Follow the author to her wit’s end and back, through her full immersion into rural life — swapping high heels for muck boots; raising chickens and sheep; fighting off skunks, foxes, and bears; and making a few friends and allies in a tiny town steeped in history, local tradition, and that dyed-in-the-wool Vermont “character.”
"Stimson's predictable tale of uprooting to Vermont after an idyllic fall vacation has its fun moments, including 'choosing the cheese' and experiencing Mud Season, the time in early spring when 'the snow opens up the hard, bare ground beneath it,' but never enough of them to outweigh the plodding narrative. Initial visions of a picturesque small-town life are immediately sidetracked by the day-to-day of historic home renovations and management troubles at the 'Horrible Quaint Country Store' that Stimson and her husband decide to open. Natural descriptions provide moments of serenity: 'There seems to be a whole, separate world just below the snowy, melty surface.' Such instances, unfortunately, are often bogged down by repetitive footnoting. Stimson's story, which concludes with bankruptcy negotiations and a promise never to buy a store again, is fraught with anxiety and missteps. More than thirty appended pages of recipes, including three pet memoriam, supply cheerier resolutions than the story commands. Such additions detract from what would otherwise be a bittersweet story, making this book far more complicated, and less enjoyable, than it should be. (Oct.)" Publishers Weekly Copyright PWxyz, LLC. All rights reserved.

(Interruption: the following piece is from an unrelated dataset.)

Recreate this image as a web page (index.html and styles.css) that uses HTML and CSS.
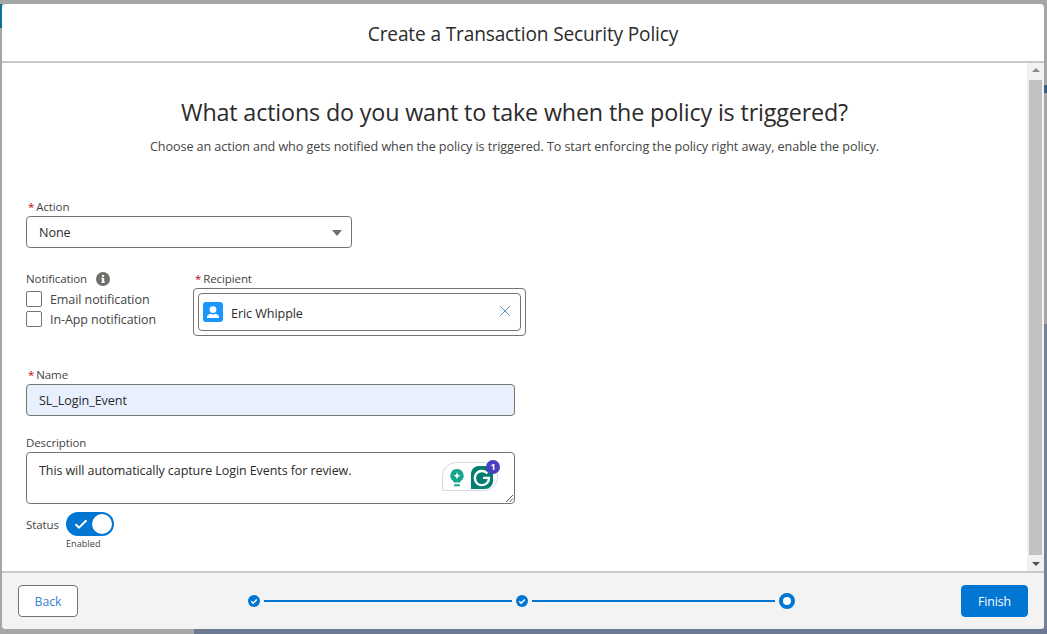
FILE: index.html
```html
<!DOCTYPE html>
<html lang="en">
<head>
<meta charset="utf-8">
<title>Create a Transaction Security Policy</title>
<link rel="stylesheet" href="styles.css">
</head>
<body>
<div class="modal">
  <header class="modal-header"><h1 class="modal-title">Create a Transaction Security Policy</h1></header>
  <div class="modal-middle">
    <main class="content">
      <h2 class="question">What actions do you want to take when the policy is triggered?</h2>
      <p class="hint">Choose an action and who gets notified when the policy is triggered. To start enforcing the policy right away, enable the policy.</p>

      <div class="field action-field">
        <div class="label"><span class="req">*</span>Action</div>
        <div class="control select"><span>None</span><span class="caret"></span></div>
      </div>

      <div class="notify-row">
        <div class="notify">
          <div class="label">Notification
            <svg class="info" viewBox="0 0 14 14" width="14" height="14"><circle cx="7" cy="7" r="7" fill="#706e6b"/><rect x="6" y="6" width="2.2" height="4.6" fill="#fff"/><rect x="5.2" y="6" width="2" height="1" fill="#fff"/><rect x="5.2" y="9.7" width="3.8" height="1" fill="#fff"/><circle cx="7" cy="4" r="1.2" fill="#fff"/></svg>
          </div>
          <div class="check-row"><span class="check"></span>Email notification</div>
          <div class="check-row"><span class="check"></span>In-App notification</div>
        </div>
        <div class="recipient">
          <div class="label"><span class="req">*</span>Recipient</div>
          <div class="rec-outer">
            <div class="rec-pill">
              <span class="avatar"><svg viewBox="0 0 20 20" width="20" height="20"><circle cx="10" cy="7.6" r="3.4" fill="#fff"/><path d="M4 16v-1c0-1.8 1.6-2.8 3.6-3.3 1.4 1 3.4 1 4.8 0 2 .5 3.6 1.5 3.6 3.3v1z" fill="#fff"/></svg></span>
              <span class="rec-name">Eric Whipple</span>
              <svg class="rec-x" viewBox="0 0 12 12" width="12" height="12"><path d="M1.2 1.2l9.6 9.6M10.8 1.2l-9.6 9.6" stroke="#5a94b8" stroke-width="1" fill="none"/></svg>
            </div>
          </div>
        </div>
      </div>

      <div class="field name-field">
        <div class="label"><span class="req">*</span>Name</div>
        <div class="control name-input">SL_Login_Event</div>
      </div>

      <div class="field desc-field">
        <div class="label">Description</div>
        <div class="control textarea">This will automatically capture Login Events for review.
          <div class="grammarly">
            <svg viewBox="0 0 18 22" width="16" height="20"><path d="M9 1a7.4 7.4 0 0 0-4.6 13.2c.7.6 1 1.200 1 2h7.200c0-.8.3-1.400 1-2A7.400 7.400 0 0 0 9 1z" fill="#15a58c"/><path d="M9 4.500l1.200 2.800 2.800 1.200-2.800 1.200L9 12.500l-1.200-2.800L5 8.500l2.800-1.200z" fill="#fff"/><rect x="5.600" y="18" width="6.800" height="2.400" rx="1" fill="#15a58c"/></svg>
            <span class="g-tile"><svg viewBox="0 0 24 24" width="22" height="22"><path d="M17.800 8.200A7.700 7.700 0 1 0 19.600 13h-6.400" fill="none" stroke="#fff" stroke-width="2.500"/></svg></span>
            <span class="g-badge">1</span>
          </div>
          <svg class="grip" viewBox="0 0 10 10" width="10" height="10"><path d="M9 2L2 9M9 5.500L5.500 9" stroke="#555" stroke-width="1" fill="none"/></svg>
        </div>
      </div>

      <div class="status-row">
        <span class="status-label">Status</span>
        <div class="toggle-box">
          <span class="toggle">
            <svg viewBox="0 0 14 12" width="14" height="12"><path d="M1.500 6.200l3.500 3.500 7.500-7.500" stroke="#fff" stroke-width="2" fill="none"/></svg>
            <span class="knob"></span>
          </span>
          <span class="toggle-text">Enabled</span>
        </div>
      </div>
    </main>
    <div class="scrollbar">
      <span class="arrow-up"></span>
      <span class="thumb"></span>
      <span class="arrow-down"></span>
    </div>
  </div>
  <footer class="modal-footer">
    <button class="btn btn-back">Back</button>
    <div class="steps">
      <span class="dot"><svg viewBox="0 0 12 12" width="12" height="12"><circle cx="6" cy="6" r="6" fill="#0176d3"/><path d="M3.200 6.200l2 2 3.600-3.800" stroke="#fff" stroke-width="1.500" fill="none"/></svg></span>
      <span class="line line-one"></span>
      <span class="dot"><svg viewBox="0 0 12 12" width="12" height="12"><circle cx="6" cy="6" r="6" fill="#0176d3"/><path d="M3.200 6.200l2 2 3.600-3.800" stroke="#fff" stroke-width="1.500" fill="none"/></svg></span>
      <span class="line line-two"></span>
      <span class="ring"></span>
    </div>
    <button class="btn btn-finish">Finish</button>
  </footer>
</div>
</body>
</html>
```
FILE: styles.css
```css
* { box-sizing: border-box; }
html, body { margin: 0; height: 634px; overflow: hidden; }
body {
  width: 1047px;
  padding: 4px 3px 5px 2px;
  font-family: "Open Sans", "Noto Sans", sans-serif;
  color: #3e3e3c;
  background:
    linear-gradient(#6b7a92, #6b7a92) 194px 100% / 853px 5px no-repeat,
    linear-gradient(#76829a, #76829a) 100% 100% / 3px 310px no-repeat,
    linear-gradient(#3a5f85, #3a5f85) 100% 85px / 3px 8px no-repeat,
    linear-gradient(#0f6f99, #0f6f99) 0 4px / 2px 24px no-repeat,
    #a6a6a6;
}
.modal {
  height: 625px;
  display: flex;
  flex-direction: column;
  background: #fff;
  border-radius: 4px;
  overflow: hidden;
}
.modal-header {
  height: 59px;
  flex: none;
  display: flex;
  align-items: center;
  justify-content: center;
  border-bottom: 2px solid #c9c9c9;
  padding-top: 3px;
}
.modal-title { margin: 0; font-size: 19.100px; font-weight: 400; color: #2b2b2b; letter-spacing: -.15px; }
.modal-middle { flex: 1; display: flex; min-height: 0; }
.content { flex: 1; padding: 0 24px; min-width: 0; }
.question {
  margin: 33px 0 0;
  height: 33px;
  line-height: 33px;
  text-align: center;
  font-size: 23.300px;
  font-weight: 400;
  color: #2b2b2b;
  letter-spacing: -.15px;
}
.hint {
  margin: 9px 0 0;
  height: 18px;
  line-height: 18px;
  text-align: center;
  font-size: 12.600px;
  color: #444;
  letter-spacing: -.08px;
}
.label { font-size: 11.500px; line-height: 16px; height: 16px; color: #444; letter-spacing: -.1px; white-space: nowrap; }
.req { color: #ba0517; margin: 0 2px 0 2px; }
.control {
  border: 1px solid #747474;
  border-radius: 4px;
  font-size: 12.600px;
  color: #2b2b2b;
  background: #fff;
  letter-spacing: -.08px;
}
.action-field { margin-top: 43px; }
.select {
  width: 326px;
  height: 32px;
  margin-top: 1px;
  padding: 0 12px;
  display: flex;
  align-items: center;
  justify-content: space-between;
}
.caret { width: 0; height: 0; margin-top: 2px; border: 5px solid transparent; border-top: 6px solid #706e6b; border-bottom: 0; border-left-width: 5.500px; border-right-width: 5.500px; margin-right: -3px; }
.notify-row { display: flex; margin-top: 23px; }
.notify { width: 167px; }
.label .info { vertical-align: -3px; margin-left: 6px; }
.check-row {
  display: flex;
  align-items: center;
  height: 16px;
  margin-top: 4px;
  font-size: 12.500px;
  color: #444;
  letter-spacing: -.08px;
}
.notify .label + .check-row { margin-top: 4px; }
.check { width: 16px; height: 16px; border: 1px solid #747474; border-radius: 2px; margin-right: 8px; background: #fff; }
.recipient { width: 333px; }
.rec-outer { height: 48px; border: 1px solid #747474; border-radius: 4px; padding: 4px; margin-top: 1px; }
.rec-pill { height: 38px; border: 1px solid #747474; border-radius: 4px; display: flex; align-items: center; padding: 2px 10px 0 4px; font-size: 12.600px; color: #2b2b2b; letter-spacing: -.08px; }
.avatar { width: 20px; height: 20px; background: #1b96ff; border-radius: 3px; margin: -2px 8px 0 0; display: block; }
.avatar svg { display: block; }
.rec-x { margin: -4px -1px 0 0; }
.rec-name { flex: 1; }
.name-field { margin-top: 31px; }
.name-input { width: 489px; height: 32px; margin-top: 1px; padding: 0 12px; display: flex; align-items: center; background: #e8f0fe; }
.desc-field { margin-top: 19px; }
.textarea { position: relative; width: 489px; height: 52px; margin-top: 1px; padding: 7px 12px; line-height: 22px; font-size: 12.500px; }
.grammarly {
  position: absolute;
  right: 16px;
  top: 9px;
  width: 56px;
  height: 29px;
  border: 1px solid #d5d9e6;
  border-radius: 14px 14px 14px 0;
  display: flex;
  align-items: center;
  gap: 6px;
  padding: 2px 0 0 6px;
}
.g-tile { display: block; width: 22px; height: 23px; background: #027e6f; border-radius: 8px 8px 8px 0; }
.g-tile svg { display: block; }
.g-badge {
  position: absolute;
  right: -3px;
  top: -3px;
  width: 14px;
  height: 14px;
  border-radius: 50%;
  background: #4a3fc0;
  color: #fff;
  font-size: 9px;
  font-weight: 700;
  line-height: 14px;
  text-align: center;
}
.grip { position: absolute; right: 0; bottom: 0; }
.status-row { display: flex; margin-top: 8px; }
.status-label { font-size: 11.500px; line-height: 25px; width: 40px; letter-spacing: -.1px; color: #444; }
.toggle-box { display: flex; flex-direction: column; }
.toggle { width: 48px; height: 24px; background: #0176d3; border-radius: 12px; display: flex; align-items: center; justify-content: space-between; padding: 0 2px 0 8px; }
.toggle svg { display: block; }
.knob { width: 20px; height: 20px; border-radius: 50%; background: #fff; }
.toggle-text { font-size: 9.200px; line-height: 14px; margin-top: 1px; color: #444; }
.scrollbar { flex: none; width: 17px; background: #f1f1f1; display: flex; flex-direction: column; align-items: center; }
.arrow-up { width: 0; height: 0; margin-top: 5px; border: 4px solid transparent; border-bottom: 4px solid #8a8a8a; border-top: 0; }
.thumb { flex: 1; width: 13px; background: #c1c1c1; margin: 8px 0 7px; }
.arrow-down { width: 0; height: 0; margin-bottom: 5px; border: 4px solid transparent; border-top: 4px solid #505050; border-bottom: 0; }
.modal-footer {
  flex: none;
  height: 58px;
  background: #f3f3f3;
  border-top: 2px solid #c9c9c9;
  display: flex;
  align-items: center;
  padding: 0 16px 0 16px;
}
.btn { height: 32px; border-radius: 4px; font: 400 12.300px "Open Sans", "Noto Sans", sans-serif; padding: 0; letter-spacing: -.08px; }
.btn-back { width: 60px; background: #fff; border: 1px solid #747474; color: #3a80d0; }
.btn-finish { width: 67px; background: #0176d3; border: 1px solid #0176d3; color: #fff; margin-left: auto; }
.steps { display: flex; align-items: center; margin-left: 170px; }
.dot { display: block; width: 12px; height: 12px; }
.dot svg { display: block; }
.line { height: 2px; background: #0176d3; margin: -1px 4px 0 4px; display: block; }
.line-one { width: 248px; }
.line-two { width: 243px; }
.ring { width: 16px; height: 16px; border: 4px solid #0176d3; border-radius: 50%; background: #fff; display: block; margin-top: -1px; }
```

"Anyone who has ever dreamed of leaving the city and taking their lives back to nature (and who hasn't?) will find much to contemplate in this warm and hilarious tale of rural misadventure and small town quirk, even if they have never chased a goat in a bathing suit or called 911 because there were cows in the road. Stimson's voice is endearing: both in its self deprecation and its rapture, as she sings an only slightly conflicted love song to Vermont." Pam Houston, author of Contents May Have Shifted
"Taking a plunge that wimpier sorts (i.e. most of us) only fantasize about, Ellen Stimson and her family packed up their house in St. Louis and threw themselves into a wildly different life in small-town Vermont. Armed with the passion — and haplessness — of wide-eyed newcomers they rescue goats and adopt chickens, do battle with skunks and bats and falling ice, and, most disastrously, buy a black hole of a general store. Through it all they manage to retain their love for their adopted home as well as one another....This is a tale to which all the cliché words absolutely apply: hilarious, heartwarming, rollicking, and, most of all, rich in the real stuff of life." Julia Reed, author of But Mama Always Put Vodka In Her Sangria!
After a getaway in gorgeous rural Vermont — its mountains ablaze in autumnal glory, its Main Streets quaint and welcoming — Ellen Stimson and her family make up their minds even before they get back to St. Louis: “We’re moving to Vermont!” The reality, they quickly learn, is not quite as glorious, often far too quaint, but, happily, worth all the trouble.
About the Author
Ellen Stimson lives in a beautiful old farmhouse nestled in a high valley in the mountains of Vermont with her wild pack of children, not-so-wild husband, and completely civilized group of chickens, sheep, dogs, and cats. She has a not-at-all-fashionable collection of muck boots. This is her first book.